EXERCISE TASK: Exclude the pictures and return every line exactly as written.

----- GIVEN INFORMATION -----

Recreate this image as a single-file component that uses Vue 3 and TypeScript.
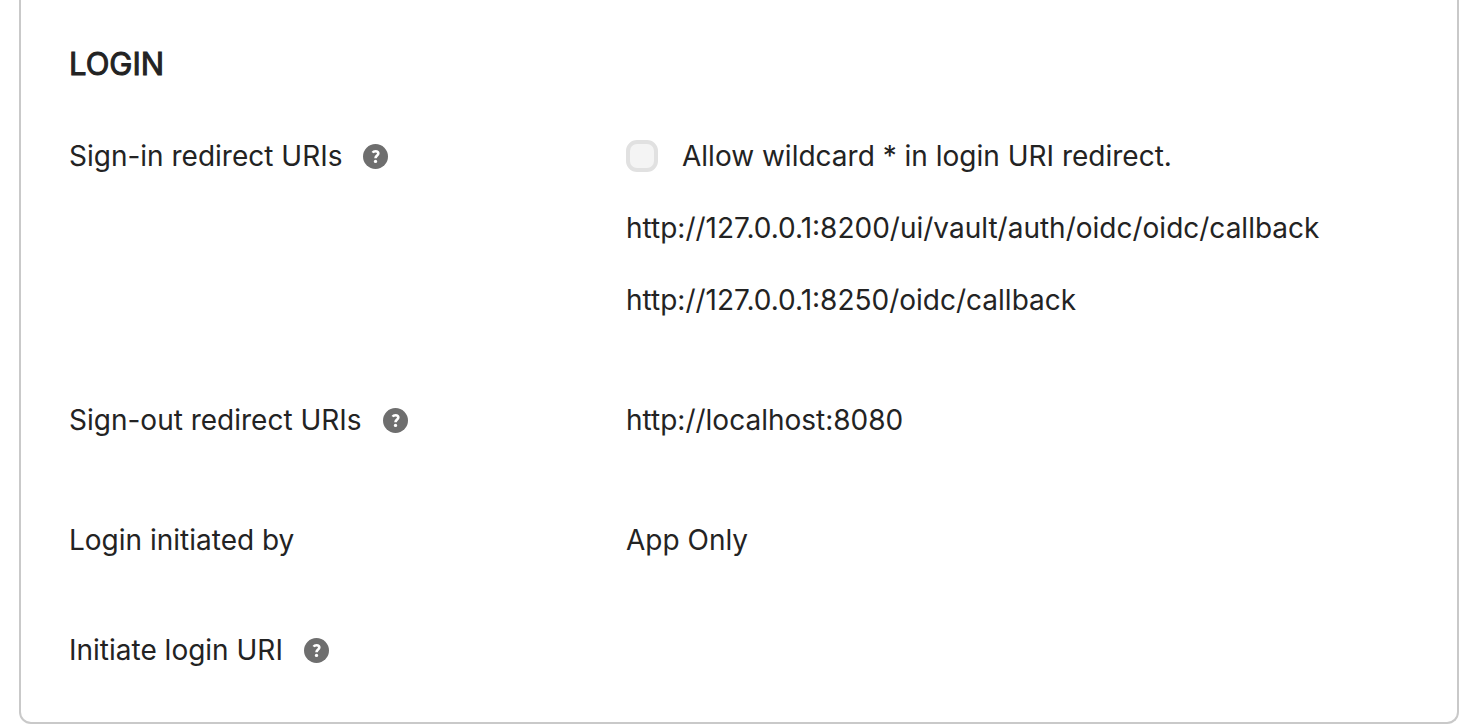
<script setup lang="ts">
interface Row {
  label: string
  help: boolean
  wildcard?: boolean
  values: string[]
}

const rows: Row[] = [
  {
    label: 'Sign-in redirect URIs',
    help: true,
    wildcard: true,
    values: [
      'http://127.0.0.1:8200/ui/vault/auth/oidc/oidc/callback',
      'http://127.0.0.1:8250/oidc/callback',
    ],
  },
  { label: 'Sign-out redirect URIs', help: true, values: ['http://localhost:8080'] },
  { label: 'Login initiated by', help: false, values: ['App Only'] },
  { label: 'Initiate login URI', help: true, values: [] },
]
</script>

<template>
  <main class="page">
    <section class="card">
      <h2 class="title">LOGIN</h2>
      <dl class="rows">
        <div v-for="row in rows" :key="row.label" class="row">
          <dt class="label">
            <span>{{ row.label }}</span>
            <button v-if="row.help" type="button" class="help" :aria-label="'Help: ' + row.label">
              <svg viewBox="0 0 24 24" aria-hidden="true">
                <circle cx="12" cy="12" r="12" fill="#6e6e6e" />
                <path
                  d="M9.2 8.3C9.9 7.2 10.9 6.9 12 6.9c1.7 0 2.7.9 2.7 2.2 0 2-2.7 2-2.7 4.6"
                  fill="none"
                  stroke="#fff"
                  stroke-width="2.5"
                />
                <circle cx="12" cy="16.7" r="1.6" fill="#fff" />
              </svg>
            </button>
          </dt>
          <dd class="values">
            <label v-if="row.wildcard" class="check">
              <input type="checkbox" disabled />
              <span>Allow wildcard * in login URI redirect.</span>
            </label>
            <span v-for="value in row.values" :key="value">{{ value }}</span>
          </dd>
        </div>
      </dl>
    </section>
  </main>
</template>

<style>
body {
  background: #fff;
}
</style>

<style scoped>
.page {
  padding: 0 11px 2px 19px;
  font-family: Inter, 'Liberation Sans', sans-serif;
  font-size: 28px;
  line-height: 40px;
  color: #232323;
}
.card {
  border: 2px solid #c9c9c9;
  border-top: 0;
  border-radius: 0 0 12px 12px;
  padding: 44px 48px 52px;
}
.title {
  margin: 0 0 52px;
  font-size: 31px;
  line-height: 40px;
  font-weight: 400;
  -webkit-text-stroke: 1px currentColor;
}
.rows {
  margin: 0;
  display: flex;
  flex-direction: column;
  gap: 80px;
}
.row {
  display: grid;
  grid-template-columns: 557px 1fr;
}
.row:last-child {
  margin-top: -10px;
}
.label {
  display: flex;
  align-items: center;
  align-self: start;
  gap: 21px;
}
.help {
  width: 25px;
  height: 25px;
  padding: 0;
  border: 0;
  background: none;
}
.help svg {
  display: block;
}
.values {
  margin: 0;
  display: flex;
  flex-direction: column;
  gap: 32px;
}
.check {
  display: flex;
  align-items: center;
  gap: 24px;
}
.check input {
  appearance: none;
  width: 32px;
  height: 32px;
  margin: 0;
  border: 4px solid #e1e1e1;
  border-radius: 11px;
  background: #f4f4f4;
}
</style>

-----

FINISHED TASK:
Recreate this image as a single-file component that uses Vue 3 and TypeScript.
<script setup lang="ts">
interface Row {
  label: string
  help: boolean
  wildcard?: boolean
  values: string[]
}

const rows: Row[] = [
  {
    label: 'Sign-in redirect URIs',
    help: true,
    wildcard: true,
    values: [
      'http://127.0.0.1:8200/ui/vault/auth/oidc/oidc/callback',
      'http://127.0.0.1:8250/oidc/callback',
    ],
  },
  { label: 'Sign-out redirect URIs', help: true, values: ['http://localhost:8080'] },
  { label: 'Login initiated by', help: false, values: ['App Only'] },
  { label: 'Initiate login URI', help: true, values: [] },
]
</script>

<template>
  <main class="page">
    <section class="card">
      <h2 class="title">LOGIN</h2>
      <dl class="rows">
        <div v-for="row in rows" :key="row.label" class="row">
          <dt class="label">
            <span>{{ row.label }}</span>
            <button v-if="row.help" type="button" class="help" :aria-label="'Help: ' + row.label">
              <svg viewBox="0 0 24 24" aria-hidden="true">
                <circle cx="12" cy="12" r="12" fill="#6e6e6e" />
                <path
                  d="M9.2 8.3C9.9 7.2 10.9 6.9 12 6.9c1.7 0 2.7.9 2.7 2.2 0 2-2.7 2-2.7 4.6"
                  fill="none"
                  stroke="#fff"
                  stroke-width="2.5"
                />
                <circle cx="12" cy="16.7" r="1.6" fill="#fff" />
              </svg>
            </button>
          </dt>
          <dd class="values">
            <label v-if="row.wildcard" class="check">
              <input type="checkbox" disabled />
              <span>Allow wildcard * in login URI redirect.</span>
            </label>
            <span v-for="value in row.values" :key="value">{{ value }}</span>
          </dd>
        </div>
      </dl>
    </section>
  </main>
</template>

<style>
body {
  background: #fff;
}
</style>

<style scoped>
.page {
  padding: 0 11px 2px 19px;
  font-family: Inter, 'Liberation Sans', sans-serif;
  font-size: 28px;
  line-height: 40px;
  color: #232323;
}
.card {
  border: 2px solid #c9c9c9;
  border-top: 0;
  border-radius: 0 0 12px 12px;
  padding: 44px 48px 52px;
}
.title {
  margin: 0 0 52px;
  font-size: 31px;
  line-height: 40px;
  font-weight: 400;
  -webkit-text-stroke: 1px currentColor;
}
.rows {
  margin: 0;
  display: flex;
  flex-direction: column;
  gap: 80px;
}
.row {
  display: grid;
  grid-template-columns: 557px 1fr;
}
.row:last-child {
  margin-top: -10px;
}
.label {
  display: flex;
  align-items: center;
  align-self: start;
  gap: 21px;
}
.help {
  width: 25px;
  height: 25px;
  padding: 0;
  border: 0;
  background: none;
}
.help svg {
  display: block;
}
.values {
  margin: 0;
  display: flex;
  flex-direction: column;
  gap: 32px;
}
.check {
  display: flex;
  align-items: center;
  gap: 24px;
}
.check input {
  appearance: none;
  width: 32px;
  height: 32px;
  margin: 0;
  border: 4px solid #e1e1e1;
  border-radius: 11px;
  background: #f4f4f4;
}
</style>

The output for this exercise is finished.